**Task statement**
What follows is a listing; give it again exactly, in its entirety.

**Material**
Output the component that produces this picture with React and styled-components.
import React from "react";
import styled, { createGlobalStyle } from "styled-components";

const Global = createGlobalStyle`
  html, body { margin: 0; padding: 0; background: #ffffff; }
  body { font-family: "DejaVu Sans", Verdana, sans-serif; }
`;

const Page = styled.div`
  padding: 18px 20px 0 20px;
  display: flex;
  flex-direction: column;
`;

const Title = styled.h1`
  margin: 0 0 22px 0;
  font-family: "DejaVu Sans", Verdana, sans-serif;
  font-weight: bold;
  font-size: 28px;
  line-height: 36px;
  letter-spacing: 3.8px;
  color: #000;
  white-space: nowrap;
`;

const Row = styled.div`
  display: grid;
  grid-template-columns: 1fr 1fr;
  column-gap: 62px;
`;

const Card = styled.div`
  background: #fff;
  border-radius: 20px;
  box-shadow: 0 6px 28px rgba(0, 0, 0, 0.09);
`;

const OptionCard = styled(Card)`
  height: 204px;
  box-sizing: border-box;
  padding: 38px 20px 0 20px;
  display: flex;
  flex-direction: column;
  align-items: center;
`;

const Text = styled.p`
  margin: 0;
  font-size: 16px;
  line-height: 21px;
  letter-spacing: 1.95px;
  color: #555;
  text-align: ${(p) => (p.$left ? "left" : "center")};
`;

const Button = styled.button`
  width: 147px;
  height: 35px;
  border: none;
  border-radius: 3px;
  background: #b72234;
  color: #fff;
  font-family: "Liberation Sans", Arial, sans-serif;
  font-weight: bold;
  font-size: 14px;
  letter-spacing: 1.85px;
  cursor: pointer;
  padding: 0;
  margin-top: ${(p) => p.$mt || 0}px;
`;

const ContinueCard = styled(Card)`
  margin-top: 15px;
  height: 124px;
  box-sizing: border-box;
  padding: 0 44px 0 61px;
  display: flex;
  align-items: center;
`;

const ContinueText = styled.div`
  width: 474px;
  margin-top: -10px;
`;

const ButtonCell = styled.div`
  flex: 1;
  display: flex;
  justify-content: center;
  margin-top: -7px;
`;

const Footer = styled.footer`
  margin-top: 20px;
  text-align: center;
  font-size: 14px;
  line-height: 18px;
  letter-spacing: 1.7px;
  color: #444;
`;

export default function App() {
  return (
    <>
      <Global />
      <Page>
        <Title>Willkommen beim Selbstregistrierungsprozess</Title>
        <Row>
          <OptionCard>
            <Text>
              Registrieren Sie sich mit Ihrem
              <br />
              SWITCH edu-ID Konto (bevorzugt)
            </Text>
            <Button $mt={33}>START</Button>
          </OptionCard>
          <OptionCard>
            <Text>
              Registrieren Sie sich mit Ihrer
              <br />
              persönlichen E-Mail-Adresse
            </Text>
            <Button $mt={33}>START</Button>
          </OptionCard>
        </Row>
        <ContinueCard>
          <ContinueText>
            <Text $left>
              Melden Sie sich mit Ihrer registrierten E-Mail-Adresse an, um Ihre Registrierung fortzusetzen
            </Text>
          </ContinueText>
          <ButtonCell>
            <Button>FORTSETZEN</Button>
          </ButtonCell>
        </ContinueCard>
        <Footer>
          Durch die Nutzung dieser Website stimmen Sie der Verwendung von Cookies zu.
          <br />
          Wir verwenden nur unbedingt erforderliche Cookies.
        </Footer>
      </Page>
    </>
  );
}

**Complete response**
Output the component that produces this picture with React and styled-components.
import React from "react";
import styled, { createGlobalStyle } from "styled-components";

const Global = createGlobalStyle`
  html, body { margin: 0; padding: 0; background: #ffffff; }
  body { font-family: "DejaVu Sans", Verdana, sans-serif; }
`;

const Page = styled.div`
  padding: 18px 20px 0 20px;
  display: flex;
  flex-direction: column;
`;

const Title = styled.h1`
  margin: 0 0 22px 0;
  font-family: "DejaVu Sans", Verdana, sans-serif;
  font-weight: bold;
  font-size: 28px;
  line-height: 36px;
  letter-spacing: 3.8px;
  color: #000;
  white-space: nowrap;
`;

const Row = styled.div`
  display: grid;
  grid-template-columns: 1fr 1fr;
  column-gap: 62px;
`;

const Card = styled.div`
  background: #fff;
  border-radius: 20px;
  box-shadow: 0 6px 28px rgba(0, 0, 0, 0.09);
`;

const OptionCard = styled(Card)`
  height: 204px;
  box-sizing: border-box;
  padding: 38px 20px 0 20px;
  display: flex;
  flex-direction: column;
  align-items: center;
`;

const Text = styled.p`
  margin: 0;
  font-size: 16px;
  line-height: 21px;
  letter-spacing: 1.95px;
  color: #555;
  text-align: ${(p) => (p.$left ? "left" : "center")};
`;

const Button = styled.button`
  width: 147px;
  height: 35px;
  border: none;
  border-radius: 3px;
  background: #b72234;
  color: #fff;
  font-family: "Liberation Sans", Arial, sans-serif;
  font-weight: bold;
  font-size: 14px;
  letter-spacing: 1.85px;
  cursor: pointer;
  padding: 0;
  margin-top: ${(p) => p.$mt || 0}px;
`;

const ContinueCard = styled(Card)`
  margin-top: 15px;
  height: 124px;
  box-sizing: border-box;
  padding: 0 44px 0 61px;
  display: flex;
  align-items: center;
`;

const ContinueText = styled.div`
  width: 474px;
  margin-top: -10px;
`;

const ButtonCell = styled.div`
  flex: 1;
  display: flex;
  justify-content: center;
  margin-top: -7px;
`;

const Footer = styled.footer`
  margin-top: 20px;
  text-align: center;
  font-size: 14px;
  line-height: 18px;
  letter-spacing: 1.7px;
  color: #444;
`;

export default function App() {
  return (
    <>
      <Global />
      <Page>
        <Title>Willkommen beim Selbstregistrierungsprozess</Title>
        <Row>
          <OptionCard>
            <Text>
              Registrieren Sie sich mit Ihrem
              <br />
              SWITCH edu-ID Konto (bevorzugt)
            </Text>
            <Button $mt={33}>START</Button>
          </OptionCard>
          <OptionCard>
            <Text>
              Registrieren Sie sich mit Ihrer
              <br />
              persönlichen E-Mail-Adresse
            </Text>
            <Button $mt={33}>START</Button>
          </OptionCard>
        </Row>
        <ContinueCard>
          <ContinueText>
            <Text $left>
              Melden Sie sich mit Ihrer registrierten E-Mail-Adresse an, um Ihre Registrierung fortzusetzen
            </Text>
          </ContinueText>
          <ButtonCell>
            <Button>FORTSETZEN</Button>
          </ButtonCell>
        </ContinueCard>
        <Footer>
          Durch die Nutzung dieser Website stimmen Sie der Verwendung von Cookies zu.
          <br />
          Wir verwenden nur unbedingt erforderliche Cookies.
        </Footer>
      </Page>
    </>
  );
}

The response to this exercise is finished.